===== Data
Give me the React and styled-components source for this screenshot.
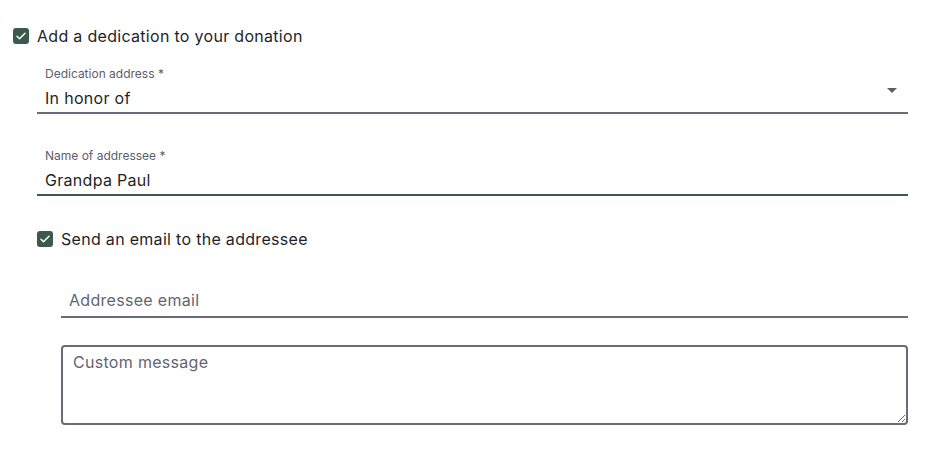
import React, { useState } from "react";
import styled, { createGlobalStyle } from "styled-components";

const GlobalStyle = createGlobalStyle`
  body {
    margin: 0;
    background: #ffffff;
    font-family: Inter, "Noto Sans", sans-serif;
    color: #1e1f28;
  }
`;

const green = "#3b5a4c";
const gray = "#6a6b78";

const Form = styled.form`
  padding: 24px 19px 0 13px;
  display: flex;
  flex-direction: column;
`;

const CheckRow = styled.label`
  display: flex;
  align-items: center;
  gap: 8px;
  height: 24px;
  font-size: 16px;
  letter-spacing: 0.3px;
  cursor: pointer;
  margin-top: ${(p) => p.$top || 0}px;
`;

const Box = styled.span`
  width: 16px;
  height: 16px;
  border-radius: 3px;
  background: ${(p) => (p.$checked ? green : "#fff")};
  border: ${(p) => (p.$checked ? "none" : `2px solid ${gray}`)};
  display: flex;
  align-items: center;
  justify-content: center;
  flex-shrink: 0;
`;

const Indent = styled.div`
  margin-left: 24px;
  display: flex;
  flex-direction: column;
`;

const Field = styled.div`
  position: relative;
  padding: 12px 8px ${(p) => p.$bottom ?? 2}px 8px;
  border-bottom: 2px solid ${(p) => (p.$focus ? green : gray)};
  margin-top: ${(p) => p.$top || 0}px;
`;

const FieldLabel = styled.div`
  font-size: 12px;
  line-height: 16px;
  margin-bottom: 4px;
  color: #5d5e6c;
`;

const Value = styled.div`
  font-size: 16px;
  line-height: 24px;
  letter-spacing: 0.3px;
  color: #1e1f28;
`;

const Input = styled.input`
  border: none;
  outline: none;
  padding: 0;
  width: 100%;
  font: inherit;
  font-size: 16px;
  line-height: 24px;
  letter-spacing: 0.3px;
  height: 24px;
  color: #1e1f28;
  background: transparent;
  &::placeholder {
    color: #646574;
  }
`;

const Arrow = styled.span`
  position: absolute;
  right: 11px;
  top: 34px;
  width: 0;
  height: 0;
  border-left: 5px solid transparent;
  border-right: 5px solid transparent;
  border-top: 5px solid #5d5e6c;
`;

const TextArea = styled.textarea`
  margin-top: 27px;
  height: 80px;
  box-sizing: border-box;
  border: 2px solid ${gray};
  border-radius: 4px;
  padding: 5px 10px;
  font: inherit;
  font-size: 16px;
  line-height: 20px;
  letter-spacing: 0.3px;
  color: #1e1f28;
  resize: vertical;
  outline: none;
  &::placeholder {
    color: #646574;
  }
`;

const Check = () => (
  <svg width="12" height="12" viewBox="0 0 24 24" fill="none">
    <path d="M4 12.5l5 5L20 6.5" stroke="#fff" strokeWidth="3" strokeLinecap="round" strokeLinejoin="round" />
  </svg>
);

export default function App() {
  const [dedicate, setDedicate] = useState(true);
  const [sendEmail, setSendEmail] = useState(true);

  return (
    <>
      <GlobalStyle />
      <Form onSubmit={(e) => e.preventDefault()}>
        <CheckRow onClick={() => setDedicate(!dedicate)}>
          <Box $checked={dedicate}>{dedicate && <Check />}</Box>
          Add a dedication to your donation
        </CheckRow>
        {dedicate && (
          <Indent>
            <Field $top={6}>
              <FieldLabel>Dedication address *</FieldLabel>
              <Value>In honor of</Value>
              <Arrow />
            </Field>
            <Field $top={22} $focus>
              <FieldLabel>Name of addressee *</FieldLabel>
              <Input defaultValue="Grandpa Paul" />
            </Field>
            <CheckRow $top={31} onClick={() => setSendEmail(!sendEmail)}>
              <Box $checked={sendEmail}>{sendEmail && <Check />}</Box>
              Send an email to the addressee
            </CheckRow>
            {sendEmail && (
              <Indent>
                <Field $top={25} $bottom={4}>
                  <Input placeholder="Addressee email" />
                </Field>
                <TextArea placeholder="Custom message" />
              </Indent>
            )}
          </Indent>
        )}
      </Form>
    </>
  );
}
==========
#### Exercise aim:
Copy all lines of the listing above that contain the string "React".

#### Task solution:
Give me the React and styled-components source for this screenshot.
import React, { useState } from "react";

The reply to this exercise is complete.